The sense of this reworking of folkloric versions of St. Joseph's story as the jealous husband's reaction to an unexplainable pregnancy is clear to Maxi: «Era aquello un reflejo de las ideas comunes, el pensar general modificado y adulterado por mi cerebro enfermo» (p. 962). The joining of the theme of the virgin birth to the honor theme permits the fusion of sacred myth with romance. The melodramatic reaction to this situation in terms of the honor code permits the realization of Fortunata's martyrdom. The final encounter between husband and wife confirms that lack of love, manhood and honor on the one hand and the urgent need for love and self-affirmation on the other hand tie together the actions. Fortunata observes to Maxi: «no eres hombre; que has perdido la condición de hombre y no tienes... vamos a decir, amor propio, ni dignidad... ¿Qué creías, que yo iba a sufrirte tus lecciones y no iba a darte de las mías?» (pp. 994-95). Fortunata's promise of renewed love suffices to send Maxi on his way to avenge the wrongs that Juanito and Aurora Fenelón have done to Fortunata and Jacinta. Fortunata's ability to see into Maxi's thoughts works the same effect as Irene's upon Máximo Manso. He understands that the other by whom he hoped to be loved is as aware as he is of his non-existence. His non-being as a man is the result of his inability to enter life's conflicts and succeed. With Maximiliano's failure to take action comes an end to his hope of realizing his romance in marriage with Fortunata. Although later he does understand that their mistake involved a failure to take into account the ways of nature (p. 1036), he returns, quite like a Petrarchan, chastened, but faithful to his idealization (p. 1037). In honor plays and in the picaresque, protagonists seek to obliterate or silence the other who can reveal to the world their lack of honor or wholeness. Beyond such concerns, Maxi, whether tragic or comic, sane or insane, is free to dream of attainment to wholeness, of the realization of his romance.

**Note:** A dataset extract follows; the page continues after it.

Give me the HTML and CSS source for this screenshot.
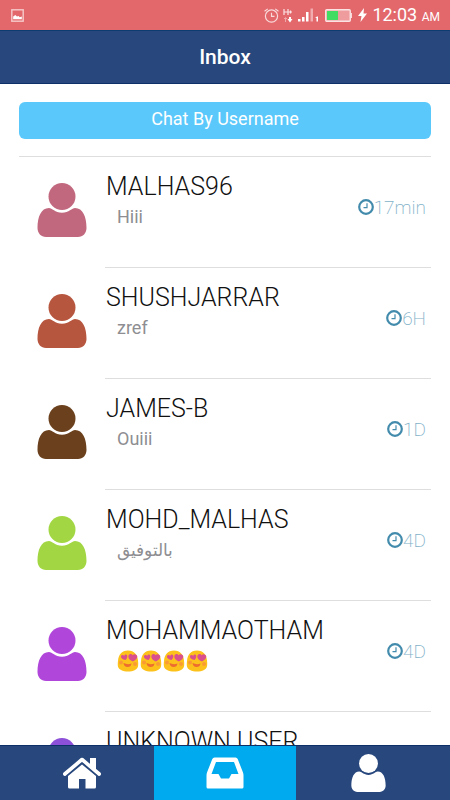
FILE: index.html
```html
<!DOCTYPE html>
<html lang="en">
<head>
<meta charset="utf-8">
<meta name="viewport" content="width=device-width, initial-scale=1">
<title>Inbox</title>
<link rel="stylesheet" href="styles.css">
</head>
<body>
<svg class="defs" aria-hidden="true">
  <symbol id="person" viewBox="0 0 50 54">
    <circle cx="25" cy="13.500" r="13.500"/>
    <path d="M12 25C15 25 18 29.700 25 29.700S35 25 38 25C46 25 49.500 34 49.500 45C49.500 50 46 54 41 54H9C4 54 .5 50 .5 45C.5 34 4 25 12 25Z"/>
  </symbol>
  <symbol id="clock" viewBox="0 0 16 16">
    <circle cx="8" cy="8" r="6.800" fill="none" stroke="currentColor" stroke-width="2.200"/>
    <path d="M9 4.300V8.600H5.500" fill="none" stroke="currentColor" stroke-width="1.200"/>
  </symbol>
  <symbol id="love" viewBox="0 0 22 22">
    <path fill="#fcc21b" d="M11 .5C17.500 .5 20.500 5 21 10.500C21.500 15 21.500 18.500 18 20C14 22 8 22 4 20C.5 18.500 .5 15 1 11C1.500 5 4.500 .5 11 .5Z"/>
    <path fill="#d9508c" d="M8.500 10C5.500 9.500 3.500 8 4 6C4.500 4.500 6.500 4.500 7.200 6C7.500 4 10 4 10.300 6C10.500 7.500 9.500 9 8.500 10ZM15.800 11.500C12.500 10 10.700 8 11.500 5.500C12.300 3.500 14.800 3.500 15.500 5.300C17 3.500 20.300 4.200 20.300 6.800C20 9.500 17.500 10.500 15.800 11.500Z"/>
    <path fill="#ed6c30" d="M6.500 13Q10.500 15 14.500 13.500Q14 17 10.500 17T6.500 13Z"/>
    <circle fill="#fa9a35" cx="4" cy="12.500" r="2"/><circle fill="#fa9a35" cx="18" cy="14" r="2"/>
  </symbol>
</svg>

<div class="status">
  <svg class="status-picture" viewBox="0 0 12 12" aria-label="Picture saved">
    <rect x=".75" y=".75" width="10.500" height="10.500" fill="none" stroke="#f7caca" stroke-width="1.300"/>
    <path d="M2 9.500V7L4 5.500L5.500 7L7 6.500L8 7.500L10 7V9.500Z" fill="#fff"/>
  </svg>
  <svg class="status-alarm" viewBox="0 0 14 14" aria-label="Alarm">
    <g fill="none" stroke="#f9dada" stroke-width="1.100"><circle cx="7" cy="7.500" r="5.700"/><path d="M7 4.500V7.800H9.800M.5 3L3.500 .8M13.500 3L10.500 .8"/></g>
  </svg>
  <svg class="status-data" viewBox="0 0 10 15" aria-label="H+ data">
    <path d="M1 1V7M5 1V7M1 4H9M7.500 2.500V5.500" fill="none" stroke="#fbe3e3" stroke-width="1.200"/>
    <path d="M2.500 14V10M1 11L2.500 9.500L4 11" fill="none" stroke="#f0a9aa"/>
    <path d="M6 9H8V11H9.500L7 14.500L4.500 11H6Z" fill="#fff"/>
  </svg>
  <svg class="status-signal" viewBox="0 0 21 14" aria-label="Signal">
    <g fill="#fff"><path d="M0 11H2.500V13.500H0ZM4 9H6.500V13.500H4ZM8 4H10.500V13.500H8Z"/><path opacity=".45" d="M12.500 .5H15V13.500H12.500Z"/><path d="M17.500 9.500L19 8.500H20V13.500H18.500V10H17.500Z"/></g>
  </svg>
  <svg class="status-battery" viewBox="0 0 27 13" aria-label="Battery">
    <path fill="#f9dada" d="M25 4H27V9H25Z"/><rect x=".75" y=".75" width="24.500" height="11.500" rx="1" fill="#ef9c9e" stroke="#fbe3e3" stroke-width="1.400"/>
    <path fill="#43dc62" d="M2 2H13V11H2Z"/>
  </svg>
  <svg class="status-bolt" viewBox="0 0 9 14" aria-label="Charging"><path fill="#fff" d="M6 0L0 8H3.500L2.500 14L9 5.500H5.500Z"/></svg>
  <span class="status-time">12:03 <small>AM</small></span>
</div>

<header class="header"><h1>Inbox</h1></header>

<main class="content">
  <button class="chat-button" type="button">Chat By Username</button>
  <ul class="list">
    <li class="item"><svg class="avatar rose"><use href="#person"/></svg>
      <div class="body"><div class="text"><h2>MALHAS96</h2><p>Hiii</p></div><span class="time"><svg><use href="#clock"/></svg>17min</span></div></li>
    <li class="item"><svg class="avatar rust"><use href="#person"/></svg>
      <div class="body"><div class="text"><h2>SHUSHJARRAR</h2><p>zref</p></div><span class="time"><svg><use href="#clock"/></svg>6H</span></div></li>
    <li class="item"><svg class="avatar brown"><use href="#person"/></svg>
      <div class="body"><div class="text"><h2>JAMES-B</h2><p>Ouiii</p></div><span class="time"><svg><use href="#clock"/></svg>1D</span></div></li>
    <li class="item"><svg class="avatar lime"><use href="#person"/></svg>
      <div class="body"><div class="text"><h2>MOHD_MALHAS</h2><p lang="ar">بالتوفيق</p></div><span class="time"><svg><use href="#clock"/></svg>4D</span></div></li>
    <li class="item"><svg class="avatar purple"><use href="#person"/></svg>
      <div class="body"><div class="text"><h2>MOHAMMAOTHAM</h2><p class="emoji"><svg><use href="#love"/></svg><svg><use href="#love"/></svg><svg><use href="#love"/></svg><svg><use href="#love"/></svg></p></div><span class="time"><svg><use href="#clock"/></svg>4D</span></div></li>
    <li class="item"><svg class="avatar violet"><use href="#person"/></svg>
      <div class="body"><div class="text"><h2>UNKNOWN USER</h2></div></div></li>
  </ul>
</main>

<nav class="tabs">
  <a href="#home" aria-label="Home"><svg class="tab-home" viewBox="0 0 38 32">
    <path d="M1.800 17L19 2.500L36.200 17" fill="none" stroke="#fff" stroke-width="3.600" stroke-linejoin="round" stroke-linecap="round"/>
    <path d="M27 1H33V13L27 8ZM5 19L19 7.500L33 19V30Q33 31.500 31.500 31.500H22.500V22H16V31.500H6.500Q5 31.500 5 30Z" fill="#fff"/>
    <path d="M4.500 18.300L19 6L33.500 18.300" fill="none" stroke="#28487d" stroke-width="1"/></svg></a>
  <a class="active" href="#inbox" aria-label="Inbox" aria-current="page"><svg class="tab-inbox" viewBox="0 0 38 32">
    <path fill="#fff" fill-rule="evenodd" d="M8.500 .5H29.500Q31 .5 31.700 2L37 15.500Q37.500 17 37.500 18.500V30Q37.500 31.500 36 31.500H2Q.5 31.500 .5 30V18.500Q.5 17 1 15.500L6.300 2Q7 .5 8.500 .5ZM10 5L5.500 17H12.500L15 21.500H23L25.500 17H32.500L28 5Z"/></svg></a>
  <a href="#profile" aria-label="Profile"><svg class="tab-person"><use href="#person"/></svg></a>
</nav>
</body>
</html>
```
FILE: styles.css
```css
* { box-sizing: border-box; }
html, body { height: 100%; }
body {
  margin: 0;
  display: flex;
  flex-direction: column;
  overflow: hidden;
  background: #fff;
  font-family: Roboto, "Noto Sans", sans-serif;
}
h1, h2, p, ul { margin: 0; padding: 0; }
svg { display: block; flex: none; }
.defs { position: absolute; width: 0; height: 0; }

.status {
  flex: none;
  display: flex;
  align-items: center;
  height: 30px;
  padding: 0 10px 0 11px;
  background: #e3686c;
  color: #fff;
}
.status-picture { width: 13px; height: 13px; margin-right: auto; }
.status-alarm { width: 15px; height: 15px; margin-right: 4px; }
.status-data { width: 10px; height: 15px; margin-right: 5px; }
.status-signal { width: 21px; height: 14px; margin-right: 6px; }
.status-battery { width: 27px; height: 13px; margin-right: 6px; }
.status-bolt { width: 9px; height: 14px; margin-right: 5px; }
.status-time { padding-top: 2px; font-size: 18px; line-height: 28px; white-space: nowrap; }
.status-time small { font-size: 12px; }

.header {
  flex: none;
  height: 54px;
  background: #28487d;
  border-top: 1px solid #0e3b70;
  border-bottom: 1px solid #0e3068;
  color: #fff;
  text-align: center;
}
.header h1 { font-size: 21px; font-weight: 500; line-height: 52px; }

.content { flex: 1; min-height: 0; overflow: hidden; padding: 18px 19px 0; }
.chat-button {
  display: block;
  width: 100%;
  height: 37px;
  padding: 0 0 3px;
  border: 0;
  border-radius: 6px;
  background: #5ac8fb;
  color: #fff;
  font: 400 18px/34px Roboto, sans-serif;
}
.list { margin-top: 17px; border-top: 1px solid #dedede; list-style: none; }
.item { display: flex; height: 111px; }
.avatar { width: 50px; height: 54px; margin: 26px 18px 0; fill: currentColor; }
.rose { color: #c1687e; }
.rust { color: #b7563f; }
.brown { color: #6b401c; }
.lime { color: #a2d743; }
.purple { color: #b046da; }
.violet { color: #8d50d8; }
.body {
  flex: 1;
  display: flex;
  justify-content: space-between;
  padding: 14px 5px 0 1px;
  border-bottom: 1px solid #dedede;
}
.text h2 { font-size: 25px; font-weight: 300; line-height: 32px; color: #111; white-space: nowrap; }
.text p { padding-left: 11px; font-size: 18px; line-height: 28px; color: #8e8e92; }
.text p:lang(ar) { font-size: 17px; }
.text .emoji { display: flex; gap: 1px; padding-top: 3px; }
.emoji svg { width: 22px; height: 22px; }
.time {
  display: flex;
  align-items: center;
  height: 24px;
  margin-top: 24px;
  font-size: 19px;
  font-weight: 200;
  color: #7fb1c8;
}
.time svg { width: 16px; height: 16px; color: #438bac; }

.tabs {
  flex: none;
  display: grid;
  grid-template-columns: 154fr 142fr 154fr;
  height: 55px;
  border-top: 1px solid #0e3068;
  background: #28487d;
}
.tabs a { display: flex; align-items: center; justify-content: center; color: #fff; }
.tabs .active { background: #00aaef; }
.tab-home, .tab-inbox { width: 38px; height: 32px; }
.tabs .tab-person { width: 35px; height: 38px; fill: currentColor; }
.tabs a:first-child { padding-left: 10px; }
.tabs a:last-child { padding-right: 10px; }
```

Maxi, as the character with the active role in the honor play foreshadowed by the honor-crazed Ido del Sagrario, gains perhaps the best insight into the nature of the role played by reason in the discovery and revelation of truth: «Es que la inspiración poética precede siempre a la verdad, y antes de que la verdad aparezca traída por la sana lógica, es revelada por la poesía, estado morboso...» (p. 979)71. The reader sees little of «sana lógica» leading to discovery of the truth. Rather, he is left with the inner logic of events brought about by poetic inspiration and morbid states coalescing into courses of action that together make up the novel. It is perhaps fitting that these are the perceptions of the most quixotic character, the one who would attempt to impose on life the Petrarchan poetry and the Christian theology of the rationalists and so reveal the ironic relationship between rationalist constructs and life72. It must be noted that his words also obliquely call attention to the ontological processes developed in the novel, the incarnation through the Word.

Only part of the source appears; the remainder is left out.